How To Reference Fields in Forms and Cases
In general, the name of form and case fields matches those that you wrote when you created your application, with predictable modifications. You should open an example Excel configuration file right now to compare what you see there with the explanations below.
Top-Level Form Fields: A field named FIELD in a form is referenced by
form.FIELD. For example, the field
age is referenced by
form.age in an Excel config file.
Top-Level Case Fields: A field name FIELD in a case is referenced by
properties.FIELD. For example, the field
delivery_date is referenced by
properties.delivery_date in an Excel config file.
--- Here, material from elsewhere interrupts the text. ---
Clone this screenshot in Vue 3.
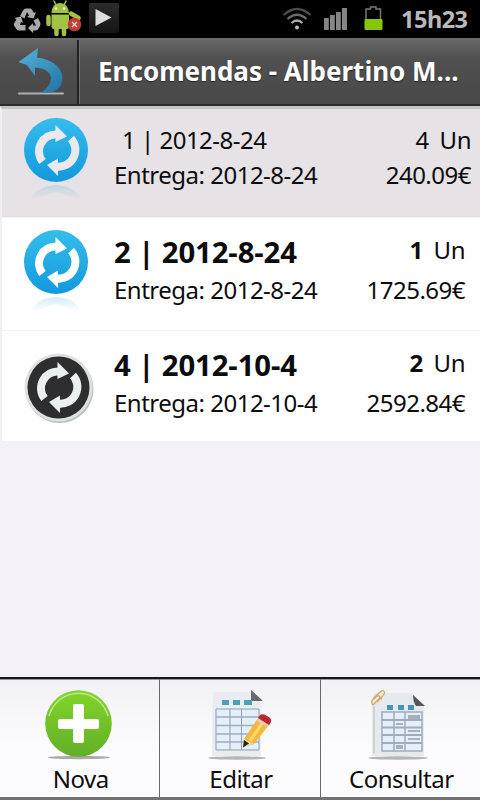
<script setup>
import { ref } from 'vue';

const title = ref('Encomendas - Albertino M...');

const orders = ref([
  { id: 1, date: '2012-8-24', delivery: '2012-8-24', qty: 4, total: '240.09€', synced: true, selected: true },
  { id: 2, date: '2012-8-24', delivery: '2012-8-24', qty: 1, total: '1725.69€', synced: true, selected: false },
  { id: 4, date: '2012-10-4', delivery: '2012-10-4', qty: 2, total: '2592.84€', synced: false, selected: false },
]);

const select = (order) => {
  orders.value.forEach((o) => {
    o.selected = o.id === order.id;
  });
};
</script>

<template>
  <div class="screen">
    <div class="status-bar">
      <svg class="recycle" width="28" height="26" viewBox="0 0 28 26">
        <g fill="#a9a9a9">
          <path d="M7 8 L10 2.500 Q11 .5 13 .5 H17 Q18.500 .5 19.500 2.500 L21 5 L23 4 L20.500 10.500 L14 9 L16 7.500 L14 4 L11.500 10.500 Z" />
          <path d="M20.500 12.500 L25 10 L27 14 Q28 16 27 18 L25.500 20.500 Q24.500 22.500 22.500 22.500 H20 V25 L15 20 L20 15 V17.500 H23 Z" />
          <path d="M3.500 11.500 L1.500 10 L8 8.500 L10 15 L8 14 L7 17 H12.500 V22.500 H6 Q4 22.500 3 20.500 L1.300 18 Q.5 16.500 1.300 15 Z" />
        </g>
      </svg>
      <svg class="android" width="37" height="38" viewBox="0 0 37 38">
        <g fill="#a2c145" stroke="#a2c145" stroke-linecap="round">
          <path d="M11 5 L9 1 M19 5 L21 1" stroke-width="1.500" />
          <path d="M6.500 13 Q7 3 15 3 Q23 3 24 13 Z" stroke="none" />
          <path d="M6.500 14.500 H24 V27 Q24 29 22 29 H9 Q6.500 29 6.500 27 Z" stroke="none" />
          <path d="M3.500 17 V24 M26 13.500 L33.500 18" stroke-width="4.500" />
          <path d="M11.500 28 V34 M19 28 V34" stroke-width="4.500" />
        </g>
        <circle cx="11" cy="8.500" r="1.200" fill="#f4f7e6" />
        <circle cx="19" cy="8.500" r="1.200" fill="#f4f7e6" />
        <circle cx="29.500" cy="24.500" r="6.800" fill="#c43c35" />
        <path d="M27 22 L32 27 M32 22 L27 27" stroke="#f3d6d3" stroke-width="1.400" />
      </svg>
      <svg class="play" width="30" height="30" viewBox="0 0 30 30">
        <defs>
          <linearGradient id="play" x1="0" y1="0" x2="0" y2="1">
            <stop offset="0" stop-color="#2c2c2c" />
            <stop offset="1" stop-color="#151515" />
          </linearGradient>
        </defs>
        <rect width="30" height="30" rx="2" fill="url(#play)" />
        <path d="M6.500 6 L22.500 14.500 L6.500 23 Z" fill="#dedede" />
      </svg>
      <span class="spacer"></span>
      <svg class="wifi" width="30" height="24" viewBox="0 0 30 24">
        <g fill="none" stroke-width="2.200">
          <path d="M1.500 8 Q15 -4 28.500 8" stroke="#4c4c4c" />
          <path d="M5.500 12 Q15 3.500 24.500 12" stroke="#6c6c6c" />
          <path d="M9.500 16 Q15 11 20.500 16" stroke="#aaa" />
        </g>
        <circle cx="15" cy="20.500" r="2" fill="#bbb" />
      </svg>
      <svg class="signal" width="24" height="22" viewBox="0 0 24 22">
        <g fill="#858585">
          <rect x="0" y="10" width="4.800" height="12" />
          <rect x="6" y="7" width="4.800" height="15" />
          <rect x="12" y="4" width="4.800" height="18" />
          <rect x="18" y="0" width="5" height="22" />
        </g>
      </svg>
      <svg class="battery" width="19" height="25" viewBox="0 0 19 25">
        <path d="M2 13 V3 H6.500 V1 H12 V3 H16.500 V13" fill="none" stroke="#777" stroke-width="1.500" />
        <rect x=".5" y="13" width="18" height="11" rx="1" fill="#86c60a" />
      </svg>
      <span class="clock">15h23</span>
    </div>

    <header class="header">
      <button class="back">
        <svg width="48" height="50" viewBox="0 0 48 50">
          <defs>
            <linearGradient id="back" x1="0" y1="0" x2=".8" y2="1">
              <stop offset="0" stop-color="#58b3df" />
              <stop offset="1" stop-color="#2677a5" />
            </linearGradient>
          </defs>
          <rect x="1" y="44.500" width="46" height="2" rx="1" fill="#b0b0b0" />
          <path
            fill="url(#back)"
            d="M1.500 14 L21 0 L20 9.500 Q33 11 40 18 Q47 25 45 34 Q43 42 34 44.500 H24 Q33 39 34 31 Q34 21 18 19.500 L18 28 L10 17 Z"
          />
        </svg>
      </button>
      <h1 class="title">{{ title }}</h1>
    </header>

    <ul class="orders">
      <li
        v-for="order in orders"
        :key="order.id"
        class="order"
        :class="{ selected: order.selected }"
        @click="select(order)"
      >
        <svg class="sync" width="72" height="92" viewBox="0 0 72 92">
          <defs>
            <linearGradient id="blue" x1="0" y1="0" x2="0" y2="1">
              <stop offset="0" stop-color="#35bdeb" />
              <stop offset="1" stop-color="#1299de" />
            </linearGradient>
            <linearGradient id="reflection" x1="0" y1="0" x2="0" y2="1">
              <stop offset="0" stop-color="#59b8d8" stop-opacity=".25" />
              <stop offset="1" stop-color="#59b8d8" stop-opacity="0" />
            </linearGradient>
          </defs>
          <template v-if="order.synced">
            <path d="M8 84 Q15 70 34 69 Q53 70 60 84 Q46 80 34 76 Q22 80 8 84 Z" fill="url(#reflection)" />
            <circle cx="34" cy="34" r="32" fill="url(#blue)" />
          </template>
          <template v-else>
            <circle cx="37.500" cy="48" r="34" fill="#b8c0be" />
            <circle cx="36.500" cy="46.500" r="34" fill="#dde2e1" />
            <circle cx="36.500" cy="46.500" r="31" fill="#2e2e30" />
          </template>
          <g :class="{ low: !order.synced }" class="arrows">
            <path class="arc" d="M20.500 45.500 A16.800 16.800 0 0 1 35 18.500" />
            <path d="M33.500 9 L45 20.500 L33.500 26 Z" />
            <path class="arc" d="M49 22.500 A16.800 16.800 0 0 1 34.500 50.500" />
            <path d="M36 60 L25 49 L36 42.500 Z" />
          </g>
        </svg>
        <div class="info">
          <p class="name">{{ order.id }} | {{ order.date }}</p>
          <p class="line">Entrega: {{ order.delivery }}</p>
        </div>
        <div class="amount">
          <p class="qty"><span class="count">{{ order.qty }}</span><span>Un</span></p>
          <p class="line">{{ order.total }}</p>
        </div>
      </li>
    </ul>

    <nav class="toolbar">
      <button class="tool">
        <svg width="72" height="72" viewBox="0 0 72 72">
          <defs>
            <linearGradient id="green" x1="0" y1="0" x2="0" y2="1">
              <stop offset="0" stop-color="#83d52b" />
              <stop offset="1" stop-color="#61af27" />
            </linearGradient>
          </defs>
          <ellipse cx="35" cy="69.500" rx="31" ry="1.700" fill="#aaa" />
          <circle cx="34.500" cy="35.500" r="33.300" fill="url(#green)" />
          <path d="M5 28 A30.500 30.500 0 0 1 64 28" fill="none" stroke="#b9ea88" stroke-width="1.500" />
          <path d="M31 16 H38 Q40 16 40 18 V31 H53 Q55 31 55 33 V39 Q55 41 53 41 H40 V53 Q40 55 38 55 H31 Q29 55 29 53 V41 H16 Q14 41 14 39 V33 Q14 31 16 31 H29 V18 Q29 16 31 16 Z" fill="#fff" />
        </svg>
        <span>Nova</span>
      </button>
      <button class="tool">
        <svg width="72" height="72" viewBox="0 0 72 72">
          <ellipse cx="33" cy="70" rx="29" ry="1.700" fill="#b5b5b5" />
          <path d="M9 4 H45 L57 15 V68 H8 Z" fill="#e9edf1" />
          <path d="M47 2 V13 H59 Z" fill="#68686d" />
          <g fill="#4aa1b8">
            <rect x="18" y="12" width="7" height="5" />
            <rect x="29" y="12" width="7" height="5" />
            <rect x="40" y="12" width="8" height="5" />
          </g>
          <path d="M12 21 H55 V62 H12 Z" fill="#e4eff9" />
          <path d="M12 29 H55 M12 37.500 H55 M12 46 H55 M12 54 H55" stroke="#9aafc9" stroke-width="1.500" />
          <path d="M12 21 H55 V62 H12 Z M26 21 V62 M37.500 21 V62" fill="none" stroke="#8d9fb6" />
          <path d="M40 51 L54 30 L65 37 L50 56 L39 59 Z" fill="#f6b83c" />
          <path d="M46 53 L59 34" stroke="#ffd86e" stroke-width="3" />
          <path d="M40 51 L50 56 L39 59 Z" fill="#eed5ac" />
          <path d="M40 52 L45 55.500 L39 59.500 Z" fill="#222" />
          <path d="M54 30 L65 37 L63.500 39.500 L52.500 32.500 Z" fill="#e8c9bd" />
          <path d="M54 30 L56 27 Q59 25 63 28 Q68 30 67 34 L65 37 Z" fill="#b9282d" />
        </svg>
        <span>Editar</span>
      </button>
      <button class="tool">
        <svg width="72" height="72" viewBox="0 0 72 72">
          <ellipse cx="34" cy="70" rx="30" ry="1.700" fill="#b5b5b5" />
          <path d="M10 5 H48 L60 18 V68 H8 V14 Z" fill="#e7eaec" />
          <path d="M10 18 V65" stroke="#cfd3d6" stroke-width="2" />
          <path d="M49 7 Q49 14 52 18 H61 Z" fill="#55555d" />
          <g fill="#4595b8">
            <rect x="23" y="17" width="6" height="5" />
            <rect x="34" y="17" width="6" height="5" />
            <rect x="44" y="17" width="6" height="5" />
          </g>
          <path d="M18 24 H58 V63 H18 Z" fill="#e3f0fa" />
          <path d="M18 32 H58 M18 39.500 H58 M18 47 H58 M18 55 H58" stroke="#a0acba" stroke-width="2" />
          <path d="M18 24 H58 V63 H18 Z M30 24 V63 M41 24 V63" fill="none" stroke="#a0acba" stroke-width="1.500" />
          <path d="M44 28 H56 M44 30 H56 M32 36 H39 M44 43 H56 M44 51 H56 M32 58 H39 M32 60 H39" stroke="#979ca5" stroke-width="1.300" />
          <g fill="none" stroke="#d7a767" stroke-width="1.300">
            <path d="M9 17 Q6 14 10 10 L15 5 Q19 1 20.500 4 Q21 6 17 10 L13 14" />
            <path d="M9 17 L14 12 Q17 9 15 8 Q13 7 10 11 M14 7 L18 11" />
          </g>
        </svg>
        <span>Consultar</span>
      </button>
    </nav>
  </div>
</template>

<style>
body {
  margin: 0;
}
</style>

<style scoped>
.screen {
  display: flex;
  flex-direction: column;
  width: 480px;
  height: 800px;
  overflow: hidden;
  background: #f4f2f6;
  color: #0c0c0c;
  font-family: 'Noto Sans', 'Open Sans', sans-serif;
  font-size: 24px;
  letter-spacing: -0.5px;
}
p,
h1,
ul {
  margin: 0;
  padding: 0;
}
button {
  border: 0;
  padding: 0;
  background: none;
  color: inherit;
  font: inherit;
  letter-spacing: inherit;
}

.status-bar {
  display: flex;
  align-items: center;
  height: 38px;
  box-sizing: border-box;
  padding: 0 12px 0 13px;
  background: #000;
}
.recycle {
  margin-top: 3px;
}
.android {
  margin-left: 4px;
}
.play {
  margin-left: 7px;
  margin-bottom: 2px;
}
.spacer {
  flex: 1;
}
.signal {
  margin-left: 12px;
}
.battery {
  margin-left: 16px;
  margin-bottom: 2px;
}
.clock {
  width: 67px;
  margin-left: 18px;
  color: #b9b9b9;
  font-size: 23.5px;
  font-weight: 700;
  line-height: 38px;
  white-space: nowrap;
}

.header {
  display: flex;
  height: 68px;
  box-sizing: border-box;
  border-top: 2px solid #6b6b6b;
  border-bottom: 2px solid #2b2b2b;
  background: linear-gradient(#666 0, #505050 28%, #484848 100%);
}
.back {
  display: flex;
  align-items: center;
  justify-content: center;
  width: 79px;
  box-sizing: border-box;
  border-right: 2px solid #222;
  padding: 2px 0 0 4px;
}
.title {
  flex: 1;
  border-left: 1px solid #707070;
  padding-left: 18px;
  color: #fff;
  font-size: 26px;
  font-weight: 700;
  letter-spacing: 0;
  line-height: 62px;
  text-shadow: 0 1px 1px #222;
  white-space: nowrap;
}

.orders {
  flex: 1;
  list-style: none;
}
.order {
  display: flex;
  height: 111px;
  box-sizing: border-box;
  border-left: 2px solid #f0eff2;
  border-top: 1px solid #f3f2f5;
  padding: 14px 15px 0 20px;
  background: #fff;
}
.order:nth-child(2) {
  height: 113px;
}
.order.selected {
  border-top: 3px solid #c4c3c5;
  padding: 13px 9px 0 20px;
  background: #e6e2e6;
}
.sync {
  flex: none;
  margin-top: -4px;
}
.order.selected .sync {
  margin-top: -6px;
}
.arrows {
  fill: #fff;
  color: #fff;
}
.arc {
  fill: none;
  stroke: currentColor;
  stroke-width: 8;
}
.selected .arrows {
  fill: #ebe9ee;
  color: #ebe9ee;
}
.arrows.low {
  fill: #eceff0;
  color: #eceff0;
  transform: translate(2px, 12px);
}
.info {
  flex: 1;
  padding-left: 20px;
  white-space: nowrap;
}
.name {
  font-size: 29.3px;
  font-weight: 700;
  letter-spacing: -0.1px;
  line-height: 41px;
}
.line {
  line-height: 35px;
}
.name + .line {
  margin-top: -1px;
}
.selected .name {
  padding-left: 8px;
  font-size: 24px;
  font-weight: 400;
  letter-spacing: -0.5px;
  line-height: 35px;
}
.selected .name + .line {
  margin-top: 0;
}
.amount {
  text-align: right;
}
.qty {
  display: flex;
  justify-content: flex-end;
  gap: 11px;
  margin-bottom: 5px;
  line-height: 35px;
}
.count {
  font-weight: 700;
}
.selected .qty {
  margin-bottom: 0;
}
.selected .count {
  font-weight: 400;
}

.toolbar {
  display: flex;
  height: 123px;
  box-sizing: border-box;
  border-top: 2px solid #18181b;
  border-bottom: 3px solid #737373;
  background: linear-gradient(#f2f1f5, #fcfbfd 60%);
}
.tool {
  display: flex;
  flex: 1;
  flex-direction: column;
  align-items: center;
  border-top: 1px solid #98989b;
  border-right: 1px solid #68686b;
  padding-top: 8px;
  line-height: 37px;
}
.tool span {
  padding-left: 2px;
}
.tool:last-child {
  border-right: 0;
}
</style>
Nested Fields: A field nested more deeply within a form or case may be referenced by separating each level of nesting with a period. For example in demo-deliveries.xlsx you will see the nested field
form.delivery_information.delivery_type which will pull out the value the delivery_type question inside the group delivery_information. This will always match the structure of your application. As of the time this document was written, you can find the right name by looking at the column name in a regular form/case export from CommCareHQ.
(Power Users / Programmers Only) To find out exactly what fields are available, you must view the raw output of the CommCareHQ Case List API and Form List API. You can then reference these fields using an arbitrary JSONPath into the structure.